— Start of Supplied information —
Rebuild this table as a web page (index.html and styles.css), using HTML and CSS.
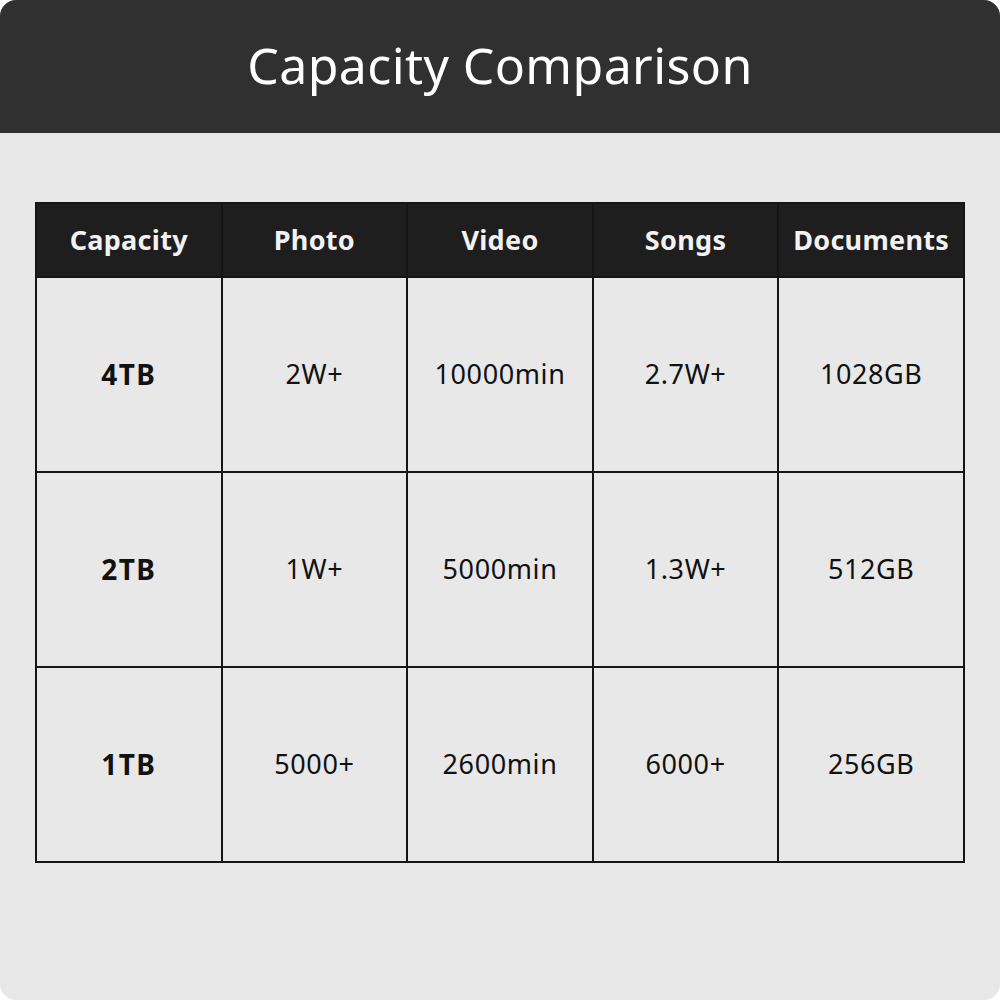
FILE: index.html
```html
<!DOCTYPE html>
<html>
<head>
<meta charset="utf-8">
<link rel="stylesheet" href="styles.css">
</head>
<body>
<div class="card">
  <div class="banner"><h1 class="title">Capacity Comparison</h1></div>
  <div class="content">
    <table class="cmp">
      <thead>
        <tr><th>Capacity</th><th>Photo</th><th>Video</th><th>Songs</th><th>Documents</th></tr>
      </thead>
      <tbody>
        <tr><td class="cap">4TB</td><td>2W+</td><td>10000min</td><td>2.7W+</td><td>1028GB</td></tr>
        <tr><td class="cap">2TB</td><td>1W+</td><td>5000min</td><td>1.3W+</td><td>512GB</td></tr>
        <tr><td class="cap">1TB</td><td>5000+</td><td>2600min</td><td>6000+</td><td>256GB</td></tr>
      </tbody>
    </table>
  </div>
</div>
</body>
</html>
```
FILE: styles.css
```css
html, body {
  margin: 0;
  padding: 0;
  background: #ffffff;
}
.card {
  width: 1000px;
  height: 1000px;
  background: #e8e8e8;
  border-radius: 16px;
  overflow: hidden;
  font-family: "Noto Sans", "Open Sans", sans-serif;
}
.banner {
  height: 133px;
  background: #303030;
  display: flex;
  align-items: center;
  justify-content: center;
}
.title {
  margin: 0;
  color: #ffffff;
  font-weight: 400;
  font-size: 50px;
  letter-spacing: 0.4px;
  line-height: 1;
  padding-bottom: 4px;
}
.content {
  padding: 69px 35px 0 35px;
}
.cmp {
  width: 930px;
  border-collapse: collapse;
  table-layout: fixed;
  border: 2px solid #111;
}
.cmp th, .cmp td {
  border: 2px solid #151515;
  text-align: center;
  vertical-align: middle;
  padding: 0 0 2px 0;
}
.cmp th {
  height: 70px;
  background: #1e1e1e;
  color: #f2f2f2;
  font-weight: 700;
  font-size: 27px;
  letter-spacing: 0.3px;
}
.cmp td {
  height: 191px;
  color: #111;
  font-size: 27px;
  letter-spacing: 0.6px;
}
.cmp td.cap {
  font-weight: 700;
  font-size: 28px;
  letter-spacing: 1.5px;
}
```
— End of Supplied information —
Without the pictures, copy the material exactly as given.

Rebuild this table as a web page (index.html and styles.css), using HTML and CSS.
FILE: index.html
```html
<!DOCTYPE html>
<html>
<head>
<meta charset="utf-8">
<link rel="stylesheet" href="styles.css">
</head>
<body>
<div class="card">
  <div class="banner"><h1 class="title">Capacity Comparison</h1></div>
  <div class="content">
    <table class="cmp">
      <thead>
        <tr><th>Capacity</th><th>Photo</th><th>Video</th><th>Songs</th><th>Documents</th></tr>
      </thead>
      <tbody>
        <tr><td class="cap">4TB</td><td>2W+</td><td>10000min</td><td>2.7W+</td><td>1028GB</td></tr>
        <tr><td class="cap">2TB</td><td>1W+</td><td>5000min</td><td>1.3W+</td><td>512GB</td></tr>
        <tr><td class="cap">1TB</td><td>5000+</td><td>2600min</td><td>6000+</td><td>256GB</td></tr>
      </tbody>
    </table>
  </div>
</div>
</body>
</html>
```
FILE: styles.css
```css
html, body {
  margin: 0;
  padding: 0;
  background: #ffffff;
}
.card {
  width: 1000px;
  height: 1000px;
  background: #e8e8e8;
  border-radius: 16px;
  overflow: hidden;
  font-family: "Noto Sans", "Open Sans", sans-serif;
}
.banner {
  height: 133px;
  background: #303030;
  display: flex;
  align-items: center;
  justify-content: center;
}
.title {
  margin: 0;
  color: #ffffff;
  font-weight: 400;
  font-size: 50px;
  letter-spacing: 0.4px;
  line-height: 1;
  padding-bottom: 4px;
}
.content {
  padding: 69px 35px 0 35px;
}
.cmp {
  width: 930px;
  border-collapse: collapse;
  table-layout: fixed;
  border: 2px solid #111;
}
.cmp th, .cmp td {
  border: 2px solid #151515;
  text-align: center;
  vertical-align: middle;
  padding: 0 0 2px 0;
}
.cmp th {
  height: 70px;
  background: #1e1e1e;
  color: #f2f2f2;
  font-weight: 700;
  font-size: 27px;
  letter-spacing: 0.3px;
}
.cmp td {
  height: 191px;
  color: #111;
  font-size: 27px;
  letter-spacing: 0.6px;
}
.cmp td.cap {
  font-weight: 700;
  font-size: 28px;
  letter-spacing: 1.5px;
}
```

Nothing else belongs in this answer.